New Street Landscaping
Around the corner on Putnam there is a different sort of confusion, about what is an appropriate layout for a street.  In the first assignment, I observed that when you cross Sydney going northwest, Putnam Street narrows.  In looking at my site now, I realize that the truth of this statement depends on what you define as “street.”  Actually, many of the industrial buildings facing one another on Putnam are actually closer together than are residential buildings further up the street.  The difference is that below Sydney, there are no sidewalks, but the asphalt stretches from the base of one concrete building to that of another across the street, with only the yellow traffic divider in-between. 

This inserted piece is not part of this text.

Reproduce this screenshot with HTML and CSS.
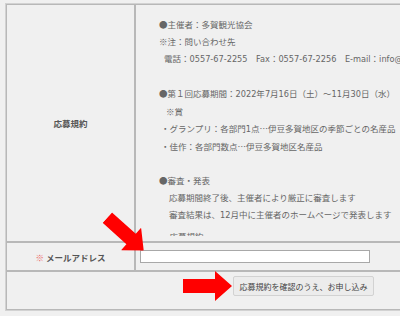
FILE: index.html
```html
<!DOCTYPE html>
<html lang="ja">
<head>
<meta charset="utf-8">
<title>応募フォーム</title>
<link rel="stylesheet" href="styles.css">
</head>
<body>
<div class="page">
  <table class="form">
    <tr>
      <td class="label">応募規約</td>
      <td class="terms-cell">
        <div class="terms">
          <p>●主催者：多賀観光協会</p>
          <p>※注：問い合わせ先</p>
          <p class="i-tel">電話：<span class="lat">0557-67-2255</span>　<span class="lat">Fax</span>：<span class="lat">0557-67-2256</span>　<span class="lat">E-mail</span>：<span class="lat">info@taga-kankou.jp</span></p>
          <p class="blank"></p>
          <p>●第１回応募期間：<span class="lat">2022</span>年<span class="lat">7</span>月<span class="lat">16</span>日（土）～<span class="lat">11</span>月<span class="lat">30</span>日（水）</p>
          <p class="i-prize">※賞</p>
          <p class="i-dot">・グランプリ：各部門<span class="lat">1</span>点…伊豆多賀地区の季節ごとの名産品</p>
          <p class="i-dot">・佳作：各部門数点…伊豆多賀地区名産品</p>
          <p class="blank"></p>
          <p>●審査・発表</p>
          <p class="i-judge">応募期間終了後、主催者により厳正に審査します</p>
          <p class="i-judge">審査結果は、<span class="lat">12</span>月中に主催者のホームページで発表します</p>
          <p class="i-dot clip-line">・応募規約・</p>
        </div>
      </td>
    </tr>
    <tr>
      <td class="label"><span class="req">※</span> メールアドレス</td>
      <td class="email-cell"><input class="email" type="text"></td>
    </tr>
    <tr>
      <td class="submit-cell" colspan="2"><button class="submit" type="button">応募規約を確認のうえ、お申し込み</button></td>
    </tr>
  </table>
  <svg class="arrow arrow-diag" width="49" height="30" viewBox="0 0 49 30"><polygon points="0,8 32,8 32,0 49,15 32,30 32,22 0,22"/></svg>
  <svg class="arrow arrow-right" width="49" height="30" viewBox="0 0 49 30"><polygon points="0,8 32,8 32,0 49,15 32,30 32,22 0,22"/></svg>
</div>
</body>
</html>
```
FILE: styles.css
```css
html, body {
  margin: 0;
  overflow: hidden;
  background: #f0f0f0;
}
body {
  font-family: "Noto Sans CJK JP", "Noto Sans", sans-serif;
  font-size: 8.5px;
  color: #666;
}
.page {
  position: relative;
  width: 400px;
  height: 316px;
  padding: 3px 0 0 5px;
  box-sizing: border-box;
}
.form {
  border-collapse: separate;
  border-spacing: 0;
  border: 1px solid #d2d2d2;
  width: 597px;
  table-layout: fixed;
  background: #f0f0f0;
}
.form td {
  border: 1px solid #b8b8b8;
  padding: 0;
  vertical-align: middle;
}
.form td.label {
  width: 127px;
  text-align: center;
  font-weight: bold;
  color: #555;
}
.req {
  color: #ec6a6a;
  font-weight: normal;
}
.form td.terms-cell {
  padding: 0 0 5px 0;
  vertical-align: top;
}
.terms {
  height: 220px;
  padding: 11px 0 0 23px;
  overflow: hidden;
  line-height: 17px;
  white-space: nowrap;
}
.terms p {
  margin: 0;
}
.terms .lat {
  font-family: "DejaVu Sans", sans-serif;
  font-size: 8.2px;
}
.terms .blank {
  height: 17px;
}
.i-tel { padding-left: 5px; }
.i-prize { padding-left: 7px; }
.i-dot { padding-left: 2px; }
.i-judge { padding-left: 10px; }
.terms .clip-line { margin-top: 4px; }
.form td.email-cell {
  height: 27px;
  padding-left: 4px;
}
.email {
  display: block;
  width: 230px;
  height: 13px;
  box-sizing: border-box;
  margin: 0;
  padding: 0;
  border: 1px solid #a8a8a8;
  background: #fff;
}
.form td.submit-cell {
  padding: 4px 0 13px;
}
.submit {
  display: block;
  margin: 0 auto;
  width: 141px;
  height: 20px;
  box-sizing: border-box;
  padding: 0;
  font-family: "Noto Sans CJK JP", sans-serif;
  font-size: 8px;
  color: #444;
  background: #ececec;
  border: 1px solid #d2d2d2;
  border-radius: 2px;
}
.arrow {
  position: absolute;
  fill: #ff0000;
}
.arrow-diag {
  left: 101px;
  top: 219px;
  transform: rotate(42deg);
}
.arrow-right {
  left: 183px;
  top: 271px;
}
```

Once, this block had the same size sidewalks as further up, but at some point, perhaps for the ease of driving trucks up close to (or into the driveways of) these industrial buildings, the sidewalk was ripped out and sloping asphalt replaced it everywhere.  That is, everywhere except for where a street lamp or a fire hydrant was connected to the ground!  In this photograph and in my diagram (click it for more detail!), we see that the traffic light is on a small bump protruding from the sloped asphalt, edged with a piece of what I think is granite.  This piece of granite is all that is left of the curb that used to extend the length of the street, with the sidewalk once filled in up to its edge.  Such a change would not be visible on most street maps nor land-use maps, and I could not discover when the sidewalks were removed from this part of Putnam Street; nevertheless, it looks fairly recent and I would bet that this change took place in the last third of the 20th century.

 
 
Where is Cambridgeport Headed?
After much investigation into the history of my site, I will conclude with predictions and hopes for its future.  For about as long as the area has been developed, it has had an unusual mix of industrial and residential buildings.  Unusual, in that the industrial has not acted as a detriment to the residential; in fact, in recent years property values have been going up.  There have been no major changes in the types of buildings here for more than 70 years, and I have no reason to believe that this will change in the next few decades.  The changes that have occurred have been small scale: renovations of buildings, paving over the sidewalks on Putnam, and laying new bricks for other sidewalks on my site, as well as a few entirely new buildings in just the last couple of decades.  I think that the Vertex Pharmaceuticals building across from Fort Washington is an indicator of what is to come for the industrial part of my site; if the economy recovers from its current slump, I think we can expect that most of the ugly, concrete buildings between this building and the new housing development on Chestnut will be replaced by nicer brick buildings of the same style, and like them surrounded by new sidewalks and tree plantings.  Such a change would mean that the stretch of Putnam without sidewalks would be redone to be much more pedestrian friendly.  I fear that in the residential area, if renovations continue along the same lines as they have been, the neighborhood will lose its charm, and with these blank facades, particularly if there are new industrial buildings, the whole area might then develop a sort of sterile feel.  My hopes for the neighborhood are that the old houses get repainted, and perhaps even re-shingled where there is no interesting detailing, and for the many chain link fences around the yards to be replaced by wooden ones.  This way the neighborhood could lose some if its gritty feeling without losing the charm.  And if the industrial section were a bit gentrified, Fort Washington would not be so isolated and could be better appreciated as the historical monument that it is.